The results of the local elections of 26 May in which the pro-independence Esquerra Republicana (ERC) party candidate, Ernest Maragall, narrowly beat the left-wing Barcelona en Comú party (BComú) of incumbent mayor, Ada Colau, now begs the question of who will rule in the Catalan capital.
A coalition of the two parties seemed a foregone conclusion given their similar progressive leanings, but the offer by unionist candidate, Manuel Valls (the former French prime minister supported by the Ciudadanos party), to back Colau ‘without conditions’ to prevent Maragall becoming mayor has thrown the cat among the pigeons.
The ERC candidate has said that such an arrangement between Colau and Valls would be ‘unbelievable’ and ‘grotesque’, and Maragall insisted that him becoming mayor is the ‘logical conclusion’ of the talks that his party held with Colau’s last week.

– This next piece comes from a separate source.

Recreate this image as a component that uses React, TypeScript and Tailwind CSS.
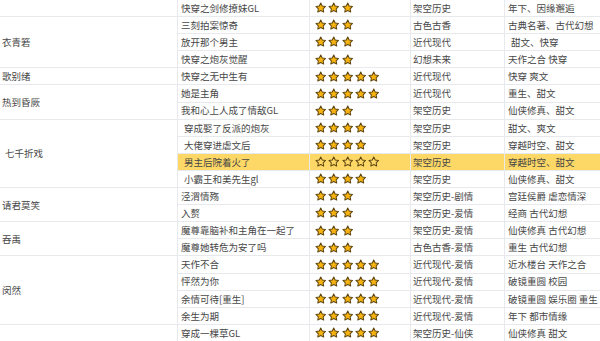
import React from "react";

type Row = {
  title: string;
  stars: number;
  category: string;
  tags: string;
  indent?: boolean;
  tagIndent?: boolean;
  active?: boolean;
};

type Group = { author: string; authorIndent?: boolean; rows: Row[] };

const groups: Group[] = [
  { author: "", rows: [{ title: "快穿之剑修撩妹GL", stars: 3, category: "架空历史", tags: "年下、因缘邂逅" }] },
  {
    author: "衣青箬",
    rows: [
      { title: "三刻拍案惊奇", stars: 3, category: "古色古香", tags: "古典名著、古代幻想" },
      { title: "放开那个男主", stars: 3, category: "近代现代", tags: "甜文、快穿", tagIndent: true },
      { title: "快穿之炮灰觉醒", stars: 3, category: "幻想未来", tags: "天作之合 快穿" },
    ],
  },
  { author: "歌别绪", rows: [{ title: "快穿之无中生有", stars: 5, category: "近代现代", tags: "快穿 爽文" }] },
  {
    author: "热到昏厥",
    rows: [
      { title: "她是主角", stars: 5, category: "近代现代", tags: "重生、甜文" },
      { title: "我和心上人成了情敌GL", stars: 3, category: "架空历史", tags: "仙侠修真、甜文" },
    ],
  },
  {
    author: "七千折戏",
    authorIndent: true,
    rows: [
      { title: "穿成娶了反派的炮灰", stars: 4, category: "架空历史", tags: "甜文、爽文", indent: true },
      { title: "大佬穿进虐文后", stars: 4, category: "架空历史", tags: "穿越时空、甜文", indent: true },
      { title: "男主后院着火了", stars: 5, category: "架空历史", tags: "穿越时空、甜文", indent: true, active: true },
      { title: "小霸王和美先生gl", stars: 4, category: "架空历史", tags: "仙侠修真、甜文", indent: true },
    ],
  },
  {
    author: "请君莫笑",
    rows: [
      { title: "泾渭情殇", stars: 3, category: "架空历史-剧情", tags: "宫廷侯爵 虐恋情深" },
      { title: "入赘", stars: 3, category: "架空历史-爱情", tags: "经商 古代幻想" },
    ],
  },
  {
    author: "吞禹",
    rows: [
      { title: "魔尊靠脑补和主角在一起了", stars: 3, category: "架空历史-爱情", tags: "仙侠修真 古代幻想" },
      { title: "魔尊她转危为安了吗", stars: 3, category: "古色古香-爱情", tags: "重生 古代幻想" },
    ],
  },
  {
    author: "闵然",
    rows: [
      { title: "天作不合", stars: 5, category: "近代现代-爱情", tags: "近水楼台 天作之合" },
      { title: "怦然为你", stars: 5, category: "近代现代-爱情", tags: "破镜重圆 校园" },
      { title: "余情可待[重生]", stars: 5, category: "近代现代-爱情", tags: "破镜重圆 娱乐圈 重生" },
      { title: "余生为期", stars: 5, category: "近代现代-爱情", tags: "年下 都市情缘" },
    ],
  },
  { author: "", rows: [{ title: "穿成一棵草GL", stars: 5, category: "架空历史-仙侠", tags: "仙侠修真 甜文" }] },
];

const spanClass: Record<number, string> = {
  1: "row-span-1",
  2: "row-span-2",
  3: "row-span-3",
  4: "row-span-4",
};

function Star({ hollow }: { hollow?: boolean }) {
  return (
    <svg viewBox="0 0 24 24" className="h-[11.5px] w-[11.5px] shrink-0">
      <polygon
        points="12,2 15.09,8.26 22,9.27 17,14.14 18.18,21.02 12,17.77 5.82,21.02 7,14.14 2,9.27 8.91,8.26"
        fill={hollow ? "#fdd866" : "#f6b30f"}
        stroke="#5e4510"
        strokeWidth={2.1}
        strokeLinejoin="round"
      />
    </svg>
  );
}

export default function App() {
  const cell = "flex items-center border-b border-r border-[#e7e9ed] whitespace-nowrap overflow-hidden";

  return (
    <div
      className="h-[341px] w-[600px] overflow-hidden bg-white text-[9.5px] text-[#474747]"
      style={{ fontFamily: '"Noto Sans CJK SC", "Noto Sans", sans-serif' }}
    >
      <div className="grid w-[700px] grid-cols-[178px_132px_101px_94px_195px] auto-rows-[17.1px]">
        {groups.map((g, gi) => (
          <React.Fragment key={gi}>
            {g.rows.map((r, ri) => {
              const bg = r.active ? "bg-[#fdd866]" : "bg-white";
              return (
                <React.Fragment key={ri}>
                  {ri === 0 && (
                    <div
                      className={`${cell} ${spanClass[g.rows.length]} ${
                        g.authorIndent ? "pl-[5px]" : "pl-[2px]"
                      } bg-white`}
                    >
                      {g.author}
                    </div>
                  )}
                  <div className={`${cell} ${bg} ${r.indent ? "pl-[6px]" : "pl-[3px]"}`}>{r.title}</div>
                  <div className={`${cell} ${bg} gap-[1.8px] pl-[5px]`}>
                    {Array.from({ length: r.stars }).map((_, i) => (
                      <Star key={i} hollow={r.active} />
                    ))}
                  </div>
                  <div className={`${cell} ${bg} pl-[2px]`}>{r.category}</div>
                  <div className={`${cell} ${bg} ${r.tagIndent ? "pl-[6px]" : "pl-[3px]"}`}>{r.tags}</div>
                </React.Fragment>
              );
            })}
          </React.Fragment>
        ))}
      </div>
    </div>
  );
}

Yet, it may not be such an unbelievable scenario as the prospective mayor might think, as also on Friday, the Catalan Socialist (PSC) candidate, Jaume Collboni, said he could envision a ruling PSC-BComú coalition with Colau as mayor, with occasional support from Valls.
The political game of musical chairs in the Catalan capital mirrors the larger conflict in Catalonia between the pro-independence and unionist parties, with the latter keen to avoid Barcelona falling into the hands of a party that is firmly committed to splitting from Spain.
Collboni, for example, insisted that the local election results did not show a clear victory for the pro-independence camp, as ERC did not win a clear majority of seats and some 60% of voters in the Catalan capital voted for non-independence supporting parties.
With a mayor due to be invested on 15 June, the parties have less than two weeks to come to an arrangement. Colau’s party says: ‘We have not begun any talks with Mr Valls nor we do we intend to,’ but neither has the party completely ruled the option out.
What BComú has ruled out ‘under any circumstances’ is an agreement with the also pro-independence Junts per Catalunya (JxCat) party, which as an anti-eviction activist leader Colau opposed when the party was previously in government in Barcelona.
Whilst Colau’s voters would look down on an agreement with the Ciudadanos (Cs) party, which backed Valls’ candidacy, Collboni’s scenario could be enticing to BComú, which is set to have talks with PSC to explore ‘a common roadmap that puts the city first’.